_SUPPLIED INFORMATION_.
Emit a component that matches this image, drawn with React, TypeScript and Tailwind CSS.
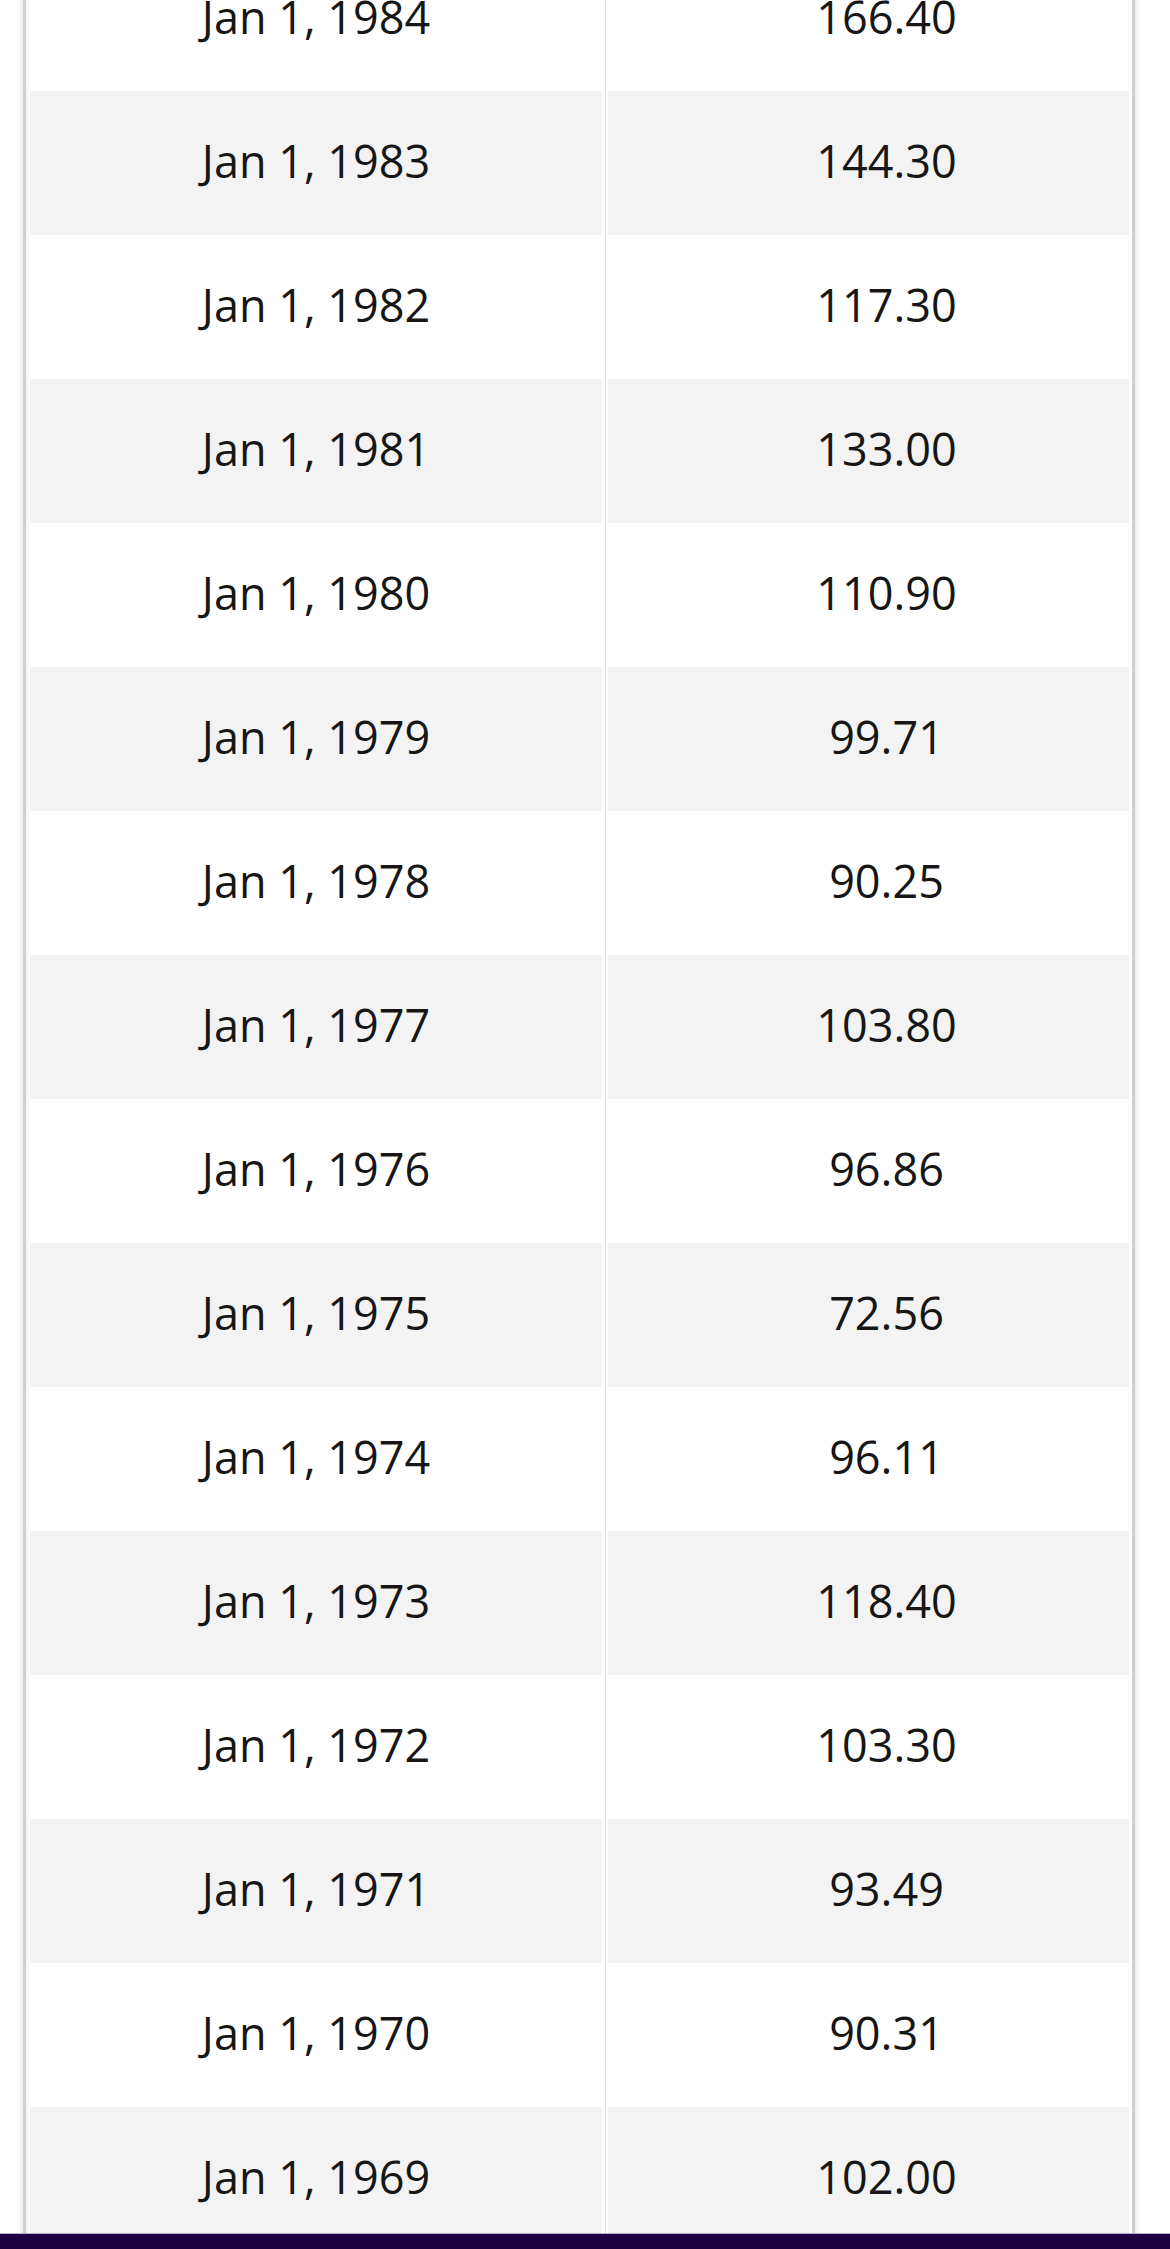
import React from "react";

const rows: [string, string][] = [
  ["Jan 1, 1984", "166.40"],
  ["Jan 1, 1983", "144.30"],
  ["Jan 1, 1982", "117.30"],
  ["Jan 1, 1981", "133.00"],
  ["Jan 1, 1980", "110.90"],
  ["Jan 1, 1979", "99.71"],
  ["Jan 1, 1978", "90.25"],
  ["Jan 1, 1977", "103.80"],
  ["Jan 1, 1976", "96.86"],
  ["Jan 1, 1975", "72.56"],
  ["Jan 1, 1974", "96.11"],
  ["Jan 1, 1973", "118.40"],
  ["Jan 1, 1972", "103.30"],
  ["Jan 1, 1971", "93.49"],
  ["Jan 1, 1970", "90.31"],
  ["Jan 1, 1969", "102.00"],
];

const App = () => {
  return (
    <div
      className="min-h-screen bg-white text-[#161616] overflow-hidden"
      style={{ fontFamily: '"Open Sans", "Noto Sans", sans-serif' }}
    >
      <div className="ml-[23px] w-[1112px] -mt-[53px] border-x-[3px] border-[#cfcfcf] pl-[4px] pr-[3px] shadow-[0_0_7px_rgba(0,0,0,0.16),inset_3px_0_3px_-1px_rgba(0,0,0,0.06)]">
        {rows.map(([date, value], i) => {
          const bg = i % 2 === 0 ? "bg-white" : "bg-[#f3f3f3]";
          return (
            <div key={date} className="flex h-[144px]">
              <div className={`w-[572px] flex items-center justify-center pb-[6px] text-[45px] font-normal leading-none ${bg}`}>
                {date}
              </div>
              <div className="w-[6px] flex justify-center">
                <div className="w-px bg-[#dddddd]" />
              </div>
              <div className={`flex-1 flex items-center justify-center pl-[36px] pb-[6px] text-[45px] font-normal leading-none ${bg}`}>
                {value}
              </div>
            </div>
          );
        })}
      </div>
      <div className="fixed bottom-0 left-0 right-0 h-[16px] bg-[#1b0042] border-t border-[#b9a9d3]" />
    </div>
  );
};

export default App;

_AIM_.
Copy every line of the data word for word, omitting the images.

_RESULT FOR THIS TASK_.
Emit a component that matches this image, drawn with React, TypeScript and Tailwind CSS.
import React from "react";

const rows: [string, string][] = [
  ["Jan 1, 1984", "166.40"],
  ["Jan 1, 1983", "144.30"],
  ["Jan 1, 1982", "117.30"],
  ["Jan 1, 1981", "133.00"],
  ["Jan 1, 1980", "110.90"],
  ["Jan 1, 1979", "99.71"],
  ["Jan 1, 1978", "90.25"],
  ["Jan 1, 1977", "103.80"],
  ["Jan 1, 1976", "96.86"],
  ["Jan 1, 1975", "72.56"],
  ["Jan 1, 1974", "96.11"],
  ["Jan 1, 1973", "118.40"],
  ["Jan 1, 1972", "103.30"],
  ["Jan 1, 1971", "93.49"],
  ["Jan 1, 1970", "90.31"],
  ["Jan 1, 1969", "102.00"],
];

const App = () => {
  return (
    <div
      className="min-h-screen bg-white text-[#161616] overflow-hidden"
      style={{ fontFamily: '"Open Sans", "Noto Sans", sans-serif' }}
    >
      <div className="ml-[23px] w-[1112px] -mt-[53px] border-x-[3px] border-[#cfcfcf] pl-[4px] pr-[3px] shadow-[0_0_7px_rgba(0,0,0,0.16),inset_3px_0_3px_-1px_rgba(0,0,0,0.06)]">
        {rows.map(([date, value], i) => {
          const bg = i % 2 === 0 ? "bg-white" : "bg-[#f3f3f3]";
          return (
            <div key={date} className="flex h-[144px]">
              <div className={`w-[572px] flex items-center justify-center pb-[6px] text-[45px] font-normal leading-none ${bg}`}>
                {date}
              </div>
              <div className="w-[6px] flex justify-center">
                <div className="w-px bg-[#dddddd]" />
              </div>
              <div className={`flex-1 flex items-center justify-center pl-[36px] pb-[6px] text-[45px] font-normal leading-none ${bg}`}>
                {value}
              </div>
            </div>
          );
        })}
      </div>
      <div className="fixed bottom-0 left-0 right-0 h-[16px] bg-[#1b0042] border-t border-[#b9a9d3]" />
    </div>
  );
};

export default App;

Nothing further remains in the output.